Barack Obama a beau jeu de déclarer, à l’occasion de son passage en France, que l’exécutif ne saurait se mêler des procédures judiciaires engagées par la justice de son pays. L’affaire constitue pour lui une chance inespérée de réaffirmer la puissance des États-Unis sur la scène internationale, à un moment où le président était précisément de plus en plus critiqué pour son impuissance et son manque de vision en matière de politique étrangère. L’affaire BNP-Paribas permet en effet au pays de rappeler à l’ensemble du globe que le leadership et les prises de position des États-Unis comptent, et que quiconque ose s’y frotter aura a en assumer les conséquences (10 milliards de dollars potentiellement ici, BNP ayant été prévenu à plusieurs reprises par les autorités américaines). Le tout sans engager de troupes ou d’actions militaires, le sujet étant de plus en plus sensible au sein de la société civile.

Décrétés au nom d’oppositions idéologiques ou de lutte contre le terrorisme, les embargos sont donc dans les faits également un puissant instrument de politique étrangère. Du point de vue géopolitique, mais aussi économique. Ainsi en février dernier faisions-nous déjà écho de l’acception à géométrie variable de l’embargo sur l’Iran, les autorités américaines multipliant les exceptions et réglementations favorables sans le dire aux exportations américaines, au détriment de puissances déjà solidement implantées, à l’image de la France.

Face à cela, les autres grandes puissances et émergents s’adaptent et répondent sur le terrain économique. Le Brésil, avec ses investissements massifs à Cuba – port de Mariel – signifie aux états-uniens qu’ils ne sont pas les seuls acteurs étrangers sur place et maintiennent ainsi une pression faible mais continue sur l’administration américaine. De la même manière, Recep Tayyip Erdogan et Hassan Rohani – dirigeants turcs et iraniens – se sont respectivement rendus l’un chez l’autre au cours du premier semestre 2014, afin de discuter notamment d’un accord préférentiel sur l’achat de gaz iranien par les turcs en vue d’un assouplissement prochain de l’embargo américain, conditionné par la bonne tenue des négociations sur le nucléaire. Ainsi, dès qu’une faille ou l’horizon d’un geste américain se manifestent, des puissances émergentes se mobilisent en tentant d’établir des états de faits.

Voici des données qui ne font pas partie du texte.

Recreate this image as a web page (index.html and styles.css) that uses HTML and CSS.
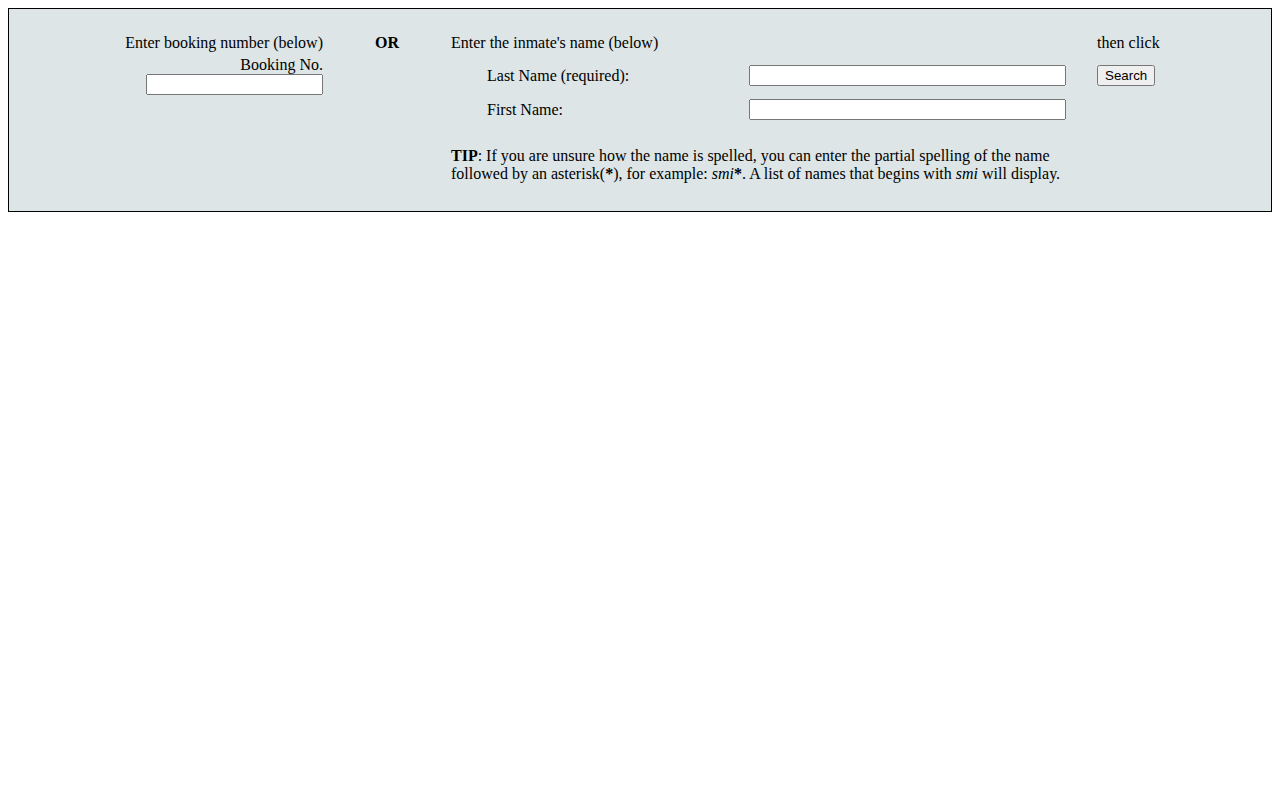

La nouveauté de ce début d’année est que des pays – nécessairement des puissances mondiales – quittent cette position simplement réactive, pour tenter d’établir un contre-modèle visant à contourner l’hégémonie du dollar américain. C’est dans ce sens que doivent être comprises les révélations du Financial Times faisant état du projet de nombreuses banques et entreprises russes de libeller leurs transactions avec l’Asie non plus en dollars mais en roubles ou yuan (renminbi), préférant de plus en plus Hongkong ou Singapour (qui ont chacune leur propre dollar) à New-York. L’isolement dont a fait preuve la Russie à la suite de l’épisode ukrainien l’a poussée à accélérer son rééquilibrage vers la Chine. Ainsi, la Chine et la Russie ont annoncé la création d’une agence commune de notation visant à concurrencer les classiques Fitch, Moody’s et Standard & Poor’s, et la banque centrale russe a également fait état de sa volonté de développer son propre système de paiement électronique pour là encore s’émanciper des américaines Visa et MasterCard.

La montée en puissance de la Chine se perçoit donc également dans le domaine monétaire et il est certain qu’en la matière l’ensemble des puissances commerçantes sauront jouer de cette concurrence pour affaiblir l’hégémonie américaine. Un succès de courte durée pour M.Obama donc.